Telesurgery: A New Frontier or Just Risky Business?

By Kathleen Kenney and Daniel Farris

Security experts at the University of Washington in Seattle recently set out to expose potential privacy and security vulnerabilities that exist in telesurgery. As first reported by MIT Technology Review, experts hacked a teleoperated surgical robot known as Raven II to examine the risks associated with the communication infrastructure involved in telesurgery.

Like many other robots, Raven II runs on a single PC running software based on open standards and communicates using the Interoperable Telesurgery Protocol. Security experts at the University of Washington experimented with three types of cyberattacks on Raven II. First, the team intercepted the commands sent to Raven II by misdirecting or removing them. Second, the team altered the commands slightly (e.g., by modifying the distance of certain movements). Third, the team took complete control over Raven II by hijacking the procedure. Each attack significantly affected Raven II, making the robot difficult, if not, impossible to control at times. In addition, the experiment shed light upon a significant privacy concern: the video connection was publicly available, thus, demonstrating that these operations could potentially be viewed by members of the public at large.

Despite the risks brought to surface by this experiment, there are also many benefits to using remotely operated surgical equipment, hence the rapid growth in telemedicine generally. It is not uncommon for surgeons to use open source or generally available software platforms when performing remote procedures.
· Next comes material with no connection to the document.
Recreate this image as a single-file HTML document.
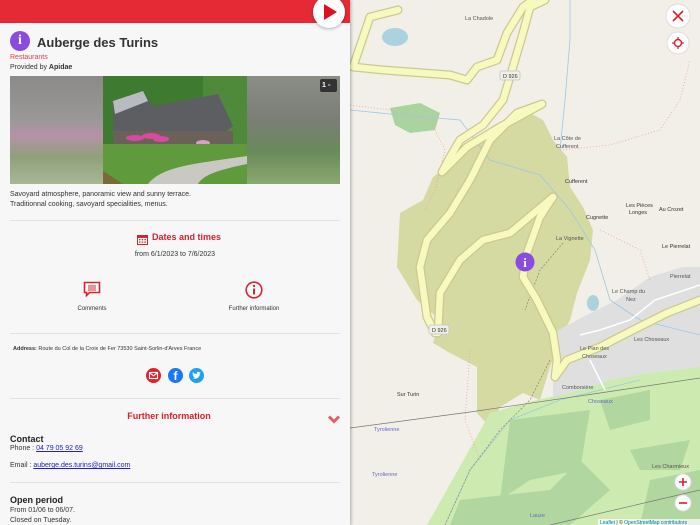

Traditionally, the security features of these systems and equipment have not been a high priority or fully developed. Prior to employing new technology, organizations must evaluate their cybersecurity capabilities and ensure adequate safeguards are in place to protect the confidentiality and integrity of the data. Privacy and data security issues are inevitable, but the organizations that proactively analyze the risks prior to implementing new technology, such as remotely operated surgical equipment, are the organizations that will come out ahead.